Question

A grating with 400 lines per mm is illuminated with light of wavelength 600.0 nm. a Determine the angles at which maxima are observed b Determine the largest order that can be seen with this grating and this wavelength

Answer 1

Answer:

(a) angles of maxima = 13.9°, 28.7° , 46°, 73.7° on either side

b] largest order = 4

Explanation:

(a) for diffraction maxima,

$sin \theta =m\times \lambda/d$

Here, m is the order, $\lambda$ is the wavelength, $\theta$  is the angle at which maxima occur, d is inter planar spacing.

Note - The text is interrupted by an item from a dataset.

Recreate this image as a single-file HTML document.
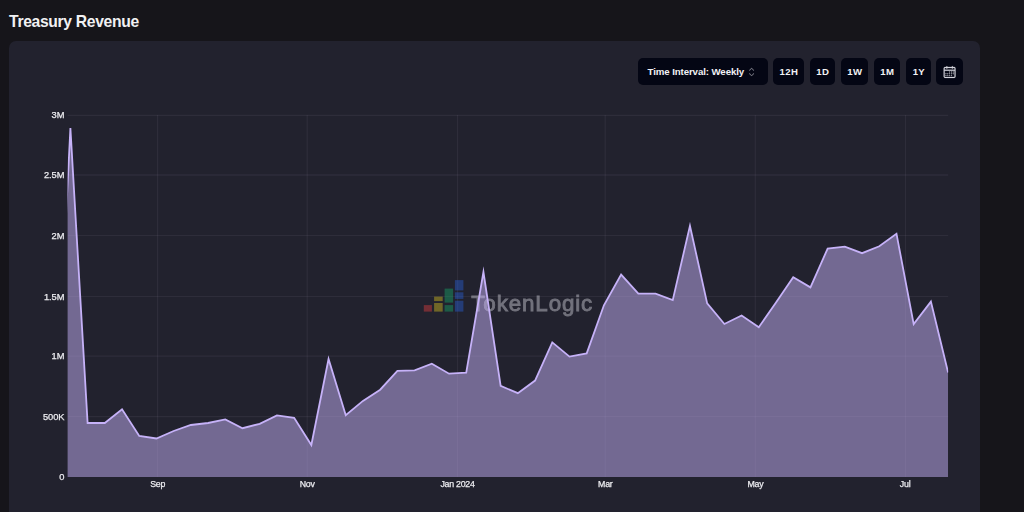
<!DOCTYPE html>
<html><head><meta charset="utf-8"><title>Treasury Revenue</title>
<style>
html,body{margin:0;padding:0;}
body{width:1024px;height:512px;overflow:hidden;background:#16151a;font-family:"Liberation Sans",sans-serif;position:relative;color:#fff;}
.title{position:absolute;left:9px;top:12px;font-size:15.7px;font-weight:bold;line-height:20px;color:#f1f1f3;white-space:nowrap;letter-spacing:-0.33px;}
.card{position:absolute;left:9px;top:41px;width:971px;height:500px;background:#22222e;border-radius:7px;}
.btn{position:absolute;top:58px;height:27px;background:#040614;border-radius:5px;color:#f2f2f5;font-size:9.6px;font-weight:bold;line-height:28px;letter-spacing:0.4px;text-indent:0.8px;text-align:center;white-space:nowrap;}
.sel{left:637.5px;width:130px;text-align:left;font-size:9.7px;letter-spacing:-0.1px;}
.sel span{position:absolute;left:10px;top:0;text-indent:0;}
svg.main{position:absolute;left:0;top:0;will-change:transform;}
.tick{fill:#ececf0;stroke:#ececf0;stroke-width:0.25px;font-family:"Liberation Sans",sans-serif;}
</style></head><body>
<div class="title">Treasury Revenue</div>
<div class="card"></div>
<div class="btn sel"><span>Time Interval: Weekly</span></div>
<div class="btn" style="left:773px;width:31px">12H</div>
<div class="btn" style="left:810px;width:25px">1D</div>
<div class="btn" style="left:841px;width:27px">1W</div>
<div class="btn" style="left:874px;width:26px">1M</div>
<div class="btn" style="left:906px;width:25px">1Y</div>
<div class="btn" style="left:936px;width:27px"></div>
<svg class="main" width="1024" height="512" viewBox="0 0 1024 512">
<defs><clipPath id="plot"><rect x="67.6" y="100" width="880.6" height="377.1"/></clipPath></defs>
<!-- grid -->
<g stroke="rgb(235,225,255)" stroke-opacity="0.057">
<line x1="67.6" x2="948.2" y1="115.35" y2="115.35" stroke-width="1.3"/>
<line x1="67.6" x2="948.2" y1="175.0" y2="175.0" stroke-width="1.5"/>
<line x1="67.6" x2="948.2" y1="235.5" y2="235.5" stroke-width="1.15"/>
<line x1="67.6" x2="948.2" y1="296.5" y2="296.5" stroke-width="1.15"/>
<line x1="67.6" x2="948.2" y1="356.2" y2="356.2" stroke-width="1.3"/>
<line x1="67.6" x2="948.2" y1="416.55" y2="416.55" stroke-width="1.15"/>
<line y1="115" y2="477.1" x1="157.6" x2="157.6" stroke-width="1.2"/>
<line y1="115" y2="477.1" x1="307.2" x2="307.2" stroke-width="1.2"/>
<line y1="115" y2="477.1" x1="457.55" x2="457.55" stroke-width="1.2"/>
<line y1="115" y2="477.1" x1="605.2" x2="605.2" stroke-width="1.2"/>
<line y1="115" y2="477.1" x1="755.3" x2="755.3" stroke-width="1.2"/>
<line y1="115" y2="477.1" x1="905.5" x2="905.5" stroke-width="1.2"/>
</g>
<!-- watermark -->
<g opacity="0.43">
<rect x="423.8" y="305.1" width="8.1" height="6.5" fill="#e04040"/>
<rect x="434.1" y="296.6" width="8.6" height="4.5" fill="#d8c020"/>
<rect x="434.1" y="303" width="8.6" height="8.6" fill="#d8c020"/>
<rect x="444.6" y="288.6" width="8.5" height="14" fill="#18a868"/>
<rect x="444.6" y="305.1" width="8.5" height="6.5" fill="#18a868"/>
<rect x="454.9" y="280.1" width="8.5" height="10.3" fill="#2860d8"/>
<rect x="454.9" y="292.3" width="8.5" height="6.6" fill="#2860d8"/>
<rect x="454.9" y="300.75" width="8.5" height="10.85" fill="#2860d8"/>
<text x="471.3" y="311.2" font-family="Liberation Sans, sans-serif" font-size="22.4" fill="#dcdce4" stroke="#dcdce4" stroke-width="0.85" letter-spacing="0.86">TokenLogic</text>
</g>
<g clip-path="url(#plot)">
<path d="M53.19,472 L70.4,128.1 L87.61,423 L104.82,423 L122.03,409.3 L139.24,436 L156.45,438.5 L173.66,431 L190.87,425 L208.08,423 L225.29,419.4 L242.5,428.2 L259.71,423.8 L276.92,415.4 L294.13,417.8 L311.34,445.0 L328.55,359.0 L345.76,415.3 L362.97,400.9 L380.18,389.7 L397.39,370.9 L414.6,370.3 L431.81,363.75 L449.02,373.7 L466.23,372.75 L483.44,272.0 L500.65,385.9 L517.86,393.2 L535.07,380.6 L552.28,342.4 L569.49,356.6 L586.7,353.4 L603.91,305.3 L621.12,274.6 L638.33,293.7 L655.54,293.7 L672.75,300.1 L689.96,225.8 L707.17,303.4 L724.38,324 L741.59,315.5 L758.8,327.2 L776.01,302.5 L793.22,277.3 L810.43,287.4 L827.64,248.6 L844.85,246.6 L862.06,253.2 L879.27,246.3 L896.48,233.7 L913.69,324.1 L930.9,301.6 L948.11,372.5 L948.11,477.1 L53.19,477.1 Z" fill="rgba(196,176,246,0.5)" stroke="none"/>
<path d="M53.19,472 L70.4,128.1 L87.61,423 L104.82,423 L122.03,409.3 L139.24,436 L156.45,438.5 L173.66,431 L190.87,425 L208.08,423 L225.29,419.4 L242.5,428.2 L259.71,423.8 L276.92,415.4 L294.13,417.8 L311.34,445.0 L328.55,359.0 L345.76,415.3 L362.97,400.9 L380.18,389.7 L397.39,370.9 L414.6,370.3 L431.81,363.75 L449.02,373.7 L466.23,372.75 L483.44,272.0 L500.65,385.9 L517.86,393.2 L535.07,380.6 L552.28,342.4 L569.49,356.6 L586.7,353.4 L603.91,305.3 L621.12,274.6 L638.33,293.7 L655.54,293.7 L672.75,300.1 L689.96,225.8 L707.17,303.4 L724.38,324 L741.59,315.5 L758.8,327.2 L776.01,302.5 L793.22,277.3 L810.43,287.4 L827.64,248.6 L844.85,246.6 L862.06,253.2 L879.27,246.3 L896.48,233.7 L913.69,324.1 L930.9,301.6 L948.11,372.5" fill="none" stroke="#c6b2f8" stroke-width="1.8" stroke-linejoin="miter" stroke-miterlimit="10"/>
</g>
<g class="tick" text-anchor="end" font-size="9.3" letter-spacing="-0.1">
<text x="64.3" y="118.1">3M</text>
<text x="64.3" y="178.1">2.5M</text>
<text x="64.3" y="238.7">2M</text>
<text x="64.3" y="299.5">1.5M</text>
<text x="64.3" y="359.2">1M</text>
<text x="64.3" y="419.5">500K</text>
<text x="64.3" y="479.6">0</text>
</g>
<g class="tick" text-anchor="middle" font-size="8.8" letter-spacing="-0.25">
<text x="157.6" y="487.4">Sep</text>
<text x="307.2" y="487.4">Nov</text>
<text x="457.5" y="487.4">Jan 2024</text>
<text x="605.3" y="487.4">Mar</text>
<text x="755.4" y="487.4">May</text>
<text x="905.1" y="487.4">Jul</text>
</g>
<!-- caret sort icon -->
<svg x="744.6" y="65" width="14" height="14" viewBox="0 0 15 15" opacity="0.5"><path fill="#e8e8f0" fill-rule="evenodd" clip-rule="evenodd" d="M4.93179 5.43179C4.75605 5.60753 4.75605 5.89245 4.93179 6.06819C5.10753 6.24392 5.39245 6.24392 5.56819 6.06819L7.49999 4.13638L9.43179 6.06819C9.60753 6.24392 9.89245 6.24392 10.0682 6.06819C10.2439 5.89245 10.2439 5.60753 10.0682 5.43179L7.81819 3.18179C7.73379 3.0974 7.61933 3.04999 7.49999 3.04999C7.38064 3.04999 7.26618 3.0974 7.18179 3.18179L4.93179 5.43179ZM10.0682 9.56819C10.2439 9.39245 10.2439 9.10753 10.0682 8.93179C9.89245 8.75606 9.60753 8.75606 9.43179 8.93179L7.49999 10.8636L5.56819 8.93179C5.39245 8.75606 5.10753 8.75606 4.93179 8.93179C4.75605 9.10753 4.75605 9.39245 4.93179 9.56819L7.18179 11.8182C7.35753 11.9939 7.64245 11.9939 7.81819 11.8182L10.0682 9.56819Z"/></svg>
<!-- calendar icon -->
<svg x="942.8" y="65.2" width="13.6" height="13.6" viewBox="0 0 15 15"><path fill="#d6d6de" stroke="#d6d6de" stroke-width="0.3" fill-rule="evenodd" clip-rule="evenodd" d="M4.5 1C4.77614 1 5 1.22386 5 1.5V2H10V1.5C10 1.22386 10.2239 1 10.5 1C10.7761 1 11 1.22386 11 1.5V2H12.5C13.3284 2 14 2.67157 14 3.5V12.5C14 13.3284 13.3284 14 12.5 14H2.5C1.67157 14 1 13.3284 1 12.5V3.5C1 2.67157 1.67157 2 2.5 2H4V1.5C4 1.22386 4.22386 1 4.5 1ZM10 3V3.5C10 3.77614 10.2239 4 10.5 4C10.7761 4 11 3.77614 11 3.5V3H12.5C12.7761 3 13 3.22386 13 3.5V5H2V3.5C2 3.22386 2.22386 3 2.5 3H4V3.5C4 3.77614 4.22386 4 4.5 4C4.77614 4 5 3.77614 5 3.5V3H10ZM2 6V12.5C2 12.7761 2.22386 13 2.5 13H12.5C12.7761 13 13 12.7761 13 12.5V6H2ZM7 7.5C7 7.22386 7.22386 7 7.5 7C7.77614 7 8 7.22386 8 7.5C8 7.77614 7.77614 8 7.5 8C7.22386 8 7 7.77614 7 7.5ZM9.5 7C9.22386 7 9 7.22386 9 7.5C9 7.77614 9.22386 8 9.5 8C9.77614 8 10 7.77614 10 7.5C10 7.22386 9.77614 7 9.5 7ZM11 7.5C11 7.22386 11.2239 7 11.5 7C11.7761 7 12 7.22386 12 7.5C12 7.77614 11.7761 8 11.5 8C11.2239 8 11 7.77614 11 7.5ZM11.5 9C11.2239 9 11 9.22386 11 9.5C11 9.77614 11.2239 10 11.5 10C11.7761 10 12 9.77614 12 9.5C12 9.22386 11.7761 9 11.5 9ZM9 9.5C9 9.22386 9.22386 9 9.5 9C9.77614 9 10 9.22386 10 9.5C10 9.77614 9.77614 10 9.5 10C9.22386 10 9 9.77614 9 9.5ZM7.5 9C7.22386 9 7 9.22386 7 9.5C7 9.77614 7.22386 10 7.5 10C7.77614 10 8 9.77614 8 9.5C8 9.22386 7.77614 9 7.5 9ZM5 9.5C5 9.22386 5.22386 9 5.5 9C5.77614 9 6 9.22386 6 9.5C6 9.77614 5.77614 10 5.5 10C5.22386 10 5 9.77614 5 9.5ZM3.5 9C3.22386 9 3 9.22386 3 9.5C3 9.77614 3.22386 10 3.5 10C3.77614 10 4 9.77614 4 9.5C4 9.22386 3.77614 9 3.5 9ZM3 11.5C3 11.2239 3.22386 11 3.5 11C3.77614 11 4 11.2239 4 11.5C4 11.7761 3.77614 12 3.5 12C3.22386 12 3 11.7761 3 11.5ZM5.5 11C5.22386 11 5 11.2239 5 11.5C5 11.7761 5.22386 12 5.5 12C5.77614 12 6 11.7761 6 11.5C6 11.2239 5.77614 11 5.5 11ZM7 11.5C7 11.2239 7.22386 11 7.5 11C7.77614 11 8 11.2239 8 11.5C8 11.7761 7.77614 12 7.5 12C7.22386 12 7 11.7761 7 11.5ZM9.5 11C9.22386 11 9 11.2239 9 11.5C9 11.7761 9.22386 12 9.5 12C9.77614 12 10 11.7761 10 11.5C10 11.2239 9.77614 11 9.5 11Z"/></svg>
</svg>
</body></html>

And we know that lines per mm (N) is related with d as,

$N=\frac{1}{d}$

Given that the wavelength is,

$\lambda=600.0 nm=600\times 10^{-9}m$

And $N=\frac{400 lines}{mm} \\N=\frac{400 lines}{10^{-3}m }$

Now,

$sin \theta =m\times \lambda\times N$

Therefore,

$sin \theta= m\times600\times 10^{-9} \times 400\times 10^{3}\\sin \theta=0.24m$

Here, m can be 1,2,3,4 as sin theta has to be less than 1.

$\theta = arcsin 0.24 , arcsin 0.48 , arcsin 0.72 , arcsin 0.96$

Therefore, angles of maxima = 13.9°, 28.7° , 46°, 73.7° on either side

b] largest order = 4